| Task details |
Write out, word for word, every line from the first one through the line that holds "import React from", and nothing else; skip the pictures.

────────────────────────────────────────

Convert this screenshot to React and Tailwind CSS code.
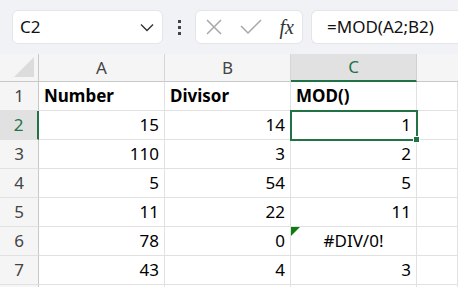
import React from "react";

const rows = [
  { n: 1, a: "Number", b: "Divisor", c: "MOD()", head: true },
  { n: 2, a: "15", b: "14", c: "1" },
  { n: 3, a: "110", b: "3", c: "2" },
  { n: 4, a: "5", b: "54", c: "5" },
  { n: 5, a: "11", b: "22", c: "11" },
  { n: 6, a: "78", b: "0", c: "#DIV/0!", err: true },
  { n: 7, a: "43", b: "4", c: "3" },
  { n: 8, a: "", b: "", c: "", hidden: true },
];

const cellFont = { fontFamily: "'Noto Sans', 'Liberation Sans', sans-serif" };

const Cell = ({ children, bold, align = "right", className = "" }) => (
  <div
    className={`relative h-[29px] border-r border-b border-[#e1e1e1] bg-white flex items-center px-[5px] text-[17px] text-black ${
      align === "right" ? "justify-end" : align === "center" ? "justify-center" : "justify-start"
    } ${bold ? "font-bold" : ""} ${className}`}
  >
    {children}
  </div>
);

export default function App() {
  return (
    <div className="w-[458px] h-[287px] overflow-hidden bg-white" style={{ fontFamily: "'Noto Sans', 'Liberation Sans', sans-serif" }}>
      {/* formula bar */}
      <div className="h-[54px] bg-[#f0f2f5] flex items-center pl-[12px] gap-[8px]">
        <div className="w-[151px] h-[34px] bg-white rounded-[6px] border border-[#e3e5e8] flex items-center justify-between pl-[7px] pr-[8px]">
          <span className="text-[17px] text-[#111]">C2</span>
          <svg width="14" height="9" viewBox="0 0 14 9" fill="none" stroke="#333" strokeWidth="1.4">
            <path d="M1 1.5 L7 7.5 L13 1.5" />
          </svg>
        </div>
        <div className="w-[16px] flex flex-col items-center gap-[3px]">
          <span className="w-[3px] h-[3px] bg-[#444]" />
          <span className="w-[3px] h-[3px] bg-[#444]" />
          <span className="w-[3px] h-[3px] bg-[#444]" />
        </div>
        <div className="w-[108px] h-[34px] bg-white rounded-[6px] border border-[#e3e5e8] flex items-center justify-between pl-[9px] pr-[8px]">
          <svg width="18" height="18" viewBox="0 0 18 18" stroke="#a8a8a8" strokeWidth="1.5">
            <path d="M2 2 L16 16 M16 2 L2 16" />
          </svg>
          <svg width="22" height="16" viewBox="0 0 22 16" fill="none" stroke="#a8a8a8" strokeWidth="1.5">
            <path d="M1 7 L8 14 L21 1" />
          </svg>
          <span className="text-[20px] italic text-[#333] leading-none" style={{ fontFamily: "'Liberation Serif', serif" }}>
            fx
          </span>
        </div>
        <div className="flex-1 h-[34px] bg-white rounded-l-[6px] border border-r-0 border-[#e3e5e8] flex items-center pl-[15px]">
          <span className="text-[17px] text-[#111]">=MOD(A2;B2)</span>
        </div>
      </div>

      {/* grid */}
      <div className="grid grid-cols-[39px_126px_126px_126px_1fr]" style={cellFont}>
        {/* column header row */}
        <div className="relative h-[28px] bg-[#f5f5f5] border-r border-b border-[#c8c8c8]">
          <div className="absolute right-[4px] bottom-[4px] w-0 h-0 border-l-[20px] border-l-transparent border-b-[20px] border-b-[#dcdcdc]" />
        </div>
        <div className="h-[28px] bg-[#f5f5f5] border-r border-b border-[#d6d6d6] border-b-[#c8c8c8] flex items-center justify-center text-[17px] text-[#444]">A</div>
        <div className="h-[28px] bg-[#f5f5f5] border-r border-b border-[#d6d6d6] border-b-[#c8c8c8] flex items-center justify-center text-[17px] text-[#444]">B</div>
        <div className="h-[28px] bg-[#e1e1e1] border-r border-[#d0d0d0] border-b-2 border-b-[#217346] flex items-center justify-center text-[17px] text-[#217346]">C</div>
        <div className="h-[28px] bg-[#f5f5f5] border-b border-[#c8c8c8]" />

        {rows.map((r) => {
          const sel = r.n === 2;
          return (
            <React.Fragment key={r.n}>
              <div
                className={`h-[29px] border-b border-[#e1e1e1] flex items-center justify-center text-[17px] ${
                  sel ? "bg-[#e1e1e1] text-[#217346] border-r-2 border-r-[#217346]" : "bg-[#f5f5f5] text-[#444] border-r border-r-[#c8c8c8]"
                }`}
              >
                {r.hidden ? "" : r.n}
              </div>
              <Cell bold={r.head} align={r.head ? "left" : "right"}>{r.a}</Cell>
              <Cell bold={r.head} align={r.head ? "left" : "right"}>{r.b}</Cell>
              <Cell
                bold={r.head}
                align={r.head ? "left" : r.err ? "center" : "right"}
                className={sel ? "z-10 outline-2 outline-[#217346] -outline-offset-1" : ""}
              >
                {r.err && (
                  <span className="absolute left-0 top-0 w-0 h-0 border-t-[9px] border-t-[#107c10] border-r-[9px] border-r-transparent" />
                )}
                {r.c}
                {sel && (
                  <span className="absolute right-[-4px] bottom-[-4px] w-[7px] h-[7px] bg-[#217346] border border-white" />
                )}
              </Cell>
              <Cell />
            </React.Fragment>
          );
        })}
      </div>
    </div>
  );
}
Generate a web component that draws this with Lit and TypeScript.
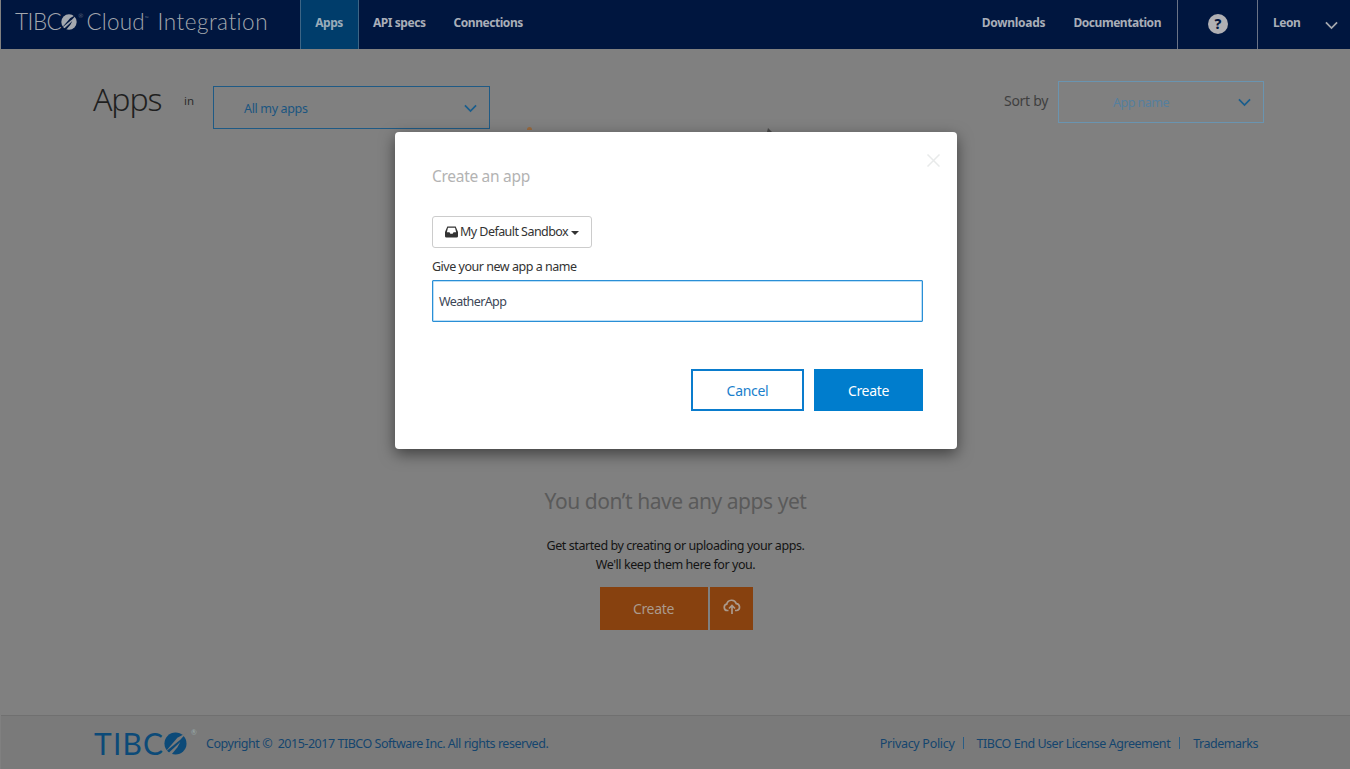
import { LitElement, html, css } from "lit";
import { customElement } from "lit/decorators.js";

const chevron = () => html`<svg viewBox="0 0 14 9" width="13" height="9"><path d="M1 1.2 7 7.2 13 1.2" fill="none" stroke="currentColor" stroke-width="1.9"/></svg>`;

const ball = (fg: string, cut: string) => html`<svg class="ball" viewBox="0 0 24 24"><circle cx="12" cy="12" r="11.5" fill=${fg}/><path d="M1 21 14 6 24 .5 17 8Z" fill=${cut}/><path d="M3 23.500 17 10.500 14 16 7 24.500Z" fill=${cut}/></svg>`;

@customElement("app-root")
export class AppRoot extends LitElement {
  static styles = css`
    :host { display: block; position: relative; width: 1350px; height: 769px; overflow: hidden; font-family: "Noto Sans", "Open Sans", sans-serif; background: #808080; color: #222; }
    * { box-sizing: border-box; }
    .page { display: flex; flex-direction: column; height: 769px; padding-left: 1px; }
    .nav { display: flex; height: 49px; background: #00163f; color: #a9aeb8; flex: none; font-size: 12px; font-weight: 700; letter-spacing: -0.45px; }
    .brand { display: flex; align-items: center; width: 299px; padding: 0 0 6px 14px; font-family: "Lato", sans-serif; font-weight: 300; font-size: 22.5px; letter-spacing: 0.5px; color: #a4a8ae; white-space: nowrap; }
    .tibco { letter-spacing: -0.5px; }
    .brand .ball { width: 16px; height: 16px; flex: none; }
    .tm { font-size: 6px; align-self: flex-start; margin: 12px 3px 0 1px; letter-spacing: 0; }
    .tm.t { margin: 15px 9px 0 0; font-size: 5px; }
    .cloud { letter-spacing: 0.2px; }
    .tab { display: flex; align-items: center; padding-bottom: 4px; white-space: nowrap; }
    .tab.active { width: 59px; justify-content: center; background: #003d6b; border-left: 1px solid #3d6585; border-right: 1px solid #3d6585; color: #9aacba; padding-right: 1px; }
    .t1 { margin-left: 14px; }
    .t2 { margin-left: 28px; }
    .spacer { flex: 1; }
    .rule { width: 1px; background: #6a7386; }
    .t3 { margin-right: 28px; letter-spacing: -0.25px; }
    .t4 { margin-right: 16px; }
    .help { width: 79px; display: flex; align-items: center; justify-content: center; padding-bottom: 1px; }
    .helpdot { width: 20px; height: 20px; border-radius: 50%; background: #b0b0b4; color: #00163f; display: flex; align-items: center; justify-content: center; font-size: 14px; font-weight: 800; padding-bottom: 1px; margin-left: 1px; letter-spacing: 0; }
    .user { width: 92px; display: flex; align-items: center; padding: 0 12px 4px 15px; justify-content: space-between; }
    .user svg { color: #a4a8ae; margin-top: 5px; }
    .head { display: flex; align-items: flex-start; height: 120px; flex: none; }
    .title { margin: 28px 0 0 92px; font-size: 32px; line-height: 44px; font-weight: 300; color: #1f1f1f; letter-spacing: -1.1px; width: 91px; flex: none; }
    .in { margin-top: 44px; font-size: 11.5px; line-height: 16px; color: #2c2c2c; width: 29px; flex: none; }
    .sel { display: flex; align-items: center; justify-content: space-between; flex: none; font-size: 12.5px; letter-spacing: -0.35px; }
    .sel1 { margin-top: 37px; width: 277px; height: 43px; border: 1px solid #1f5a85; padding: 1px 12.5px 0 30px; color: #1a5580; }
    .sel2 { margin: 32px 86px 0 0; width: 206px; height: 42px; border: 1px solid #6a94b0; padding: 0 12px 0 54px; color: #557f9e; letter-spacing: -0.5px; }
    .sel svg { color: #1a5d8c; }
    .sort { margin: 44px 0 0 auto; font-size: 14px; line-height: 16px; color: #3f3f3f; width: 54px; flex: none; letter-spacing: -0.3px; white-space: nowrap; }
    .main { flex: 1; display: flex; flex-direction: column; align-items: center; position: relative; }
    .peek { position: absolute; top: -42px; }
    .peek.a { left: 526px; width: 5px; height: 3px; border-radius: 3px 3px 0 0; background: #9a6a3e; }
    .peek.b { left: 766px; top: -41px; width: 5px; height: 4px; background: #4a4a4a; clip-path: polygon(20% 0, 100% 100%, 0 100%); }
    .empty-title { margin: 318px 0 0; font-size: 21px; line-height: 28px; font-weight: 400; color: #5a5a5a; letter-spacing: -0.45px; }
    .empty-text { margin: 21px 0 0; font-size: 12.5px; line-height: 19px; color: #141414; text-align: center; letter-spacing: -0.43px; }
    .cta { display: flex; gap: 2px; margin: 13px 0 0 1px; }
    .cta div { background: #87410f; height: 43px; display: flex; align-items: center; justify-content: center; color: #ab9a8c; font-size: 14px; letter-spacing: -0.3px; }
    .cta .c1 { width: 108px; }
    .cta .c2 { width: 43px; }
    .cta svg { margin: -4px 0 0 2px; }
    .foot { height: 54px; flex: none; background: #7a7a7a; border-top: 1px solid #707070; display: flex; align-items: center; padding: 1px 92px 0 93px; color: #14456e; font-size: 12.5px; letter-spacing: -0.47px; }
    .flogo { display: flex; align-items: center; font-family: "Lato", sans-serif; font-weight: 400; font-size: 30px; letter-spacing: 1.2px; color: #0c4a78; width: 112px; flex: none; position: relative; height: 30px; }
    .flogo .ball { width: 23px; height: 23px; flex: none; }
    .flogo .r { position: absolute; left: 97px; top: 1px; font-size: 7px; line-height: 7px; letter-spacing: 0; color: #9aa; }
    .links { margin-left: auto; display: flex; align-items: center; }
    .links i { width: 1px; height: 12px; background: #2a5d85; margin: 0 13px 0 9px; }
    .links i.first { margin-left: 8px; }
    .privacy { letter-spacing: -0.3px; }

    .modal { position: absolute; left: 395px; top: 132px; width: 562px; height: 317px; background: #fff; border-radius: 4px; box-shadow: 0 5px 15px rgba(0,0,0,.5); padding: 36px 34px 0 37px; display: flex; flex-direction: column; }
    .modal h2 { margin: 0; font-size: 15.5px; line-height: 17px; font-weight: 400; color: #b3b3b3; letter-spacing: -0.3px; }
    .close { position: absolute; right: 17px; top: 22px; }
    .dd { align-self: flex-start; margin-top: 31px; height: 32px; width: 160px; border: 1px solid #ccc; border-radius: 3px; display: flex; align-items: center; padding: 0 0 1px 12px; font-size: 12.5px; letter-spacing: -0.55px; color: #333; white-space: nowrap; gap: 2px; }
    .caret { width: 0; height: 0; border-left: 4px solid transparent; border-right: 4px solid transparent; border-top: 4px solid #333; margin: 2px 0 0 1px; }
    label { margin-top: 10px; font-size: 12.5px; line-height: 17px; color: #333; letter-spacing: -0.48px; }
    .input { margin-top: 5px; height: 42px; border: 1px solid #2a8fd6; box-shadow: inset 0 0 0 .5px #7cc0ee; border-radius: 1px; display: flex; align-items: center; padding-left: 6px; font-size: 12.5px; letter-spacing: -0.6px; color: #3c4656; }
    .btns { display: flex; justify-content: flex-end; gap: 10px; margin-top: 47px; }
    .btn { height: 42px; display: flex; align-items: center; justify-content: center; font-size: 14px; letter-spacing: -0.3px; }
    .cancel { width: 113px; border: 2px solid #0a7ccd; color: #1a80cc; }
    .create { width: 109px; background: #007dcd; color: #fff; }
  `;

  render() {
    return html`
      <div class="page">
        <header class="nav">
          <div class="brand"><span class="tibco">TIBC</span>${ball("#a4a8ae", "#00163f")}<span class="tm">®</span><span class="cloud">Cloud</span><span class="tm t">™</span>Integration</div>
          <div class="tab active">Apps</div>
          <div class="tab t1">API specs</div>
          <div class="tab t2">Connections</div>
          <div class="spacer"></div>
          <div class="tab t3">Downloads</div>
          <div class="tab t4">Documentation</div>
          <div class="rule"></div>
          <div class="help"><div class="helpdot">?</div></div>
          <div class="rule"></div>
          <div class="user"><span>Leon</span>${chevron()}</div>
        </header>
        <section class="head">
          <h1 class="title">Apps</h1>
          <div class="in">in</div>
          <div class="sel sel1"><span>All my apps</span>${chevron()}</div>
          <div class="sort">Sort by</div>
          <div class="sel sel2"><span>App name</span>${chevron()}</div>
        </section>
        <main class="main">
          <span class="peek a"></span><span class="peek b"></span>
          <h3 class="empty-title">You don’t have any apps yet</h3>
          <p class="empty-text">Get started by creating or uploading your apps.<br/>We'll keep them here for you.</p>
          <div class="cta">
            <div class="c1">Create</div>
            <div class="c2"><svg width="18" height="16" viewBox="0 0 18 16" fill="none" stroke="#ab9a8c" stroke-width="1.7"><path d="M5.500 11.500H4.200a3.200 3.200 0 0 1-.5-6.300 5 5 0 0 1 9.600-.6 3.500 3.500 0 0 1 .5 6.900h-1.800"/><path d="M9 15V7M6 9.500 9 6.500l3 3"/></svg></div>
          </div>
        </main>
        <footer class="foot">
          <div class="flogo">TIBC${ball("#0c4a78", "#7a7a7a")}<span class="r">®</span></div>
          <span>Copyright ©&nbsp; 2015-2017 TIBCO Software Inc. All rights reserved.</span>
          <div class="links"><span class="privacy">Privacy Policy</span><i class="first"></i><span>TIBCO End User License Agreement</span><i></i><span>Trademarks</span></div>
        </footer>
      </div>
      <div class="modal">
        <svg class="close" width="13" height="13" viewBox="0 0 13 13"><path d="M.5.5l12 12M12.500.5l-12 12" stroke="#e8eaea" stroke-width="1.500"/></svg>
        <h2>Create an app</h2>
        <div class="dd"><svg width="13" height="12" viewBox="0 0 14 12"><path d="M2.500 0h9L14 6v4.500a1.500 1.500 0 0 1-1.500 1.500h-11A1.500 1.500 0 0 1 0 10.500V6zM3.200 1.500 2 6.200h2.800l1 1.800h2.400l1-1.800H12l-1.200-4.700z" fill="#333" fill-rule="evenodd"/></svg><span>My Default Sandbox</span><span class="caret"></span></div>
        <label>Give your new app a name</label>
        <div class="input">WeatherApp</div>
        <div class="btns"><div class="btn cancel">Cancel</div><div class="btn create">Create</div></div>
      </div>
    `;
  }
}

────────────────────────────────────────

| Correct answer |
Convert this screenshot to React and Tailwind CSS code.
import React from "react";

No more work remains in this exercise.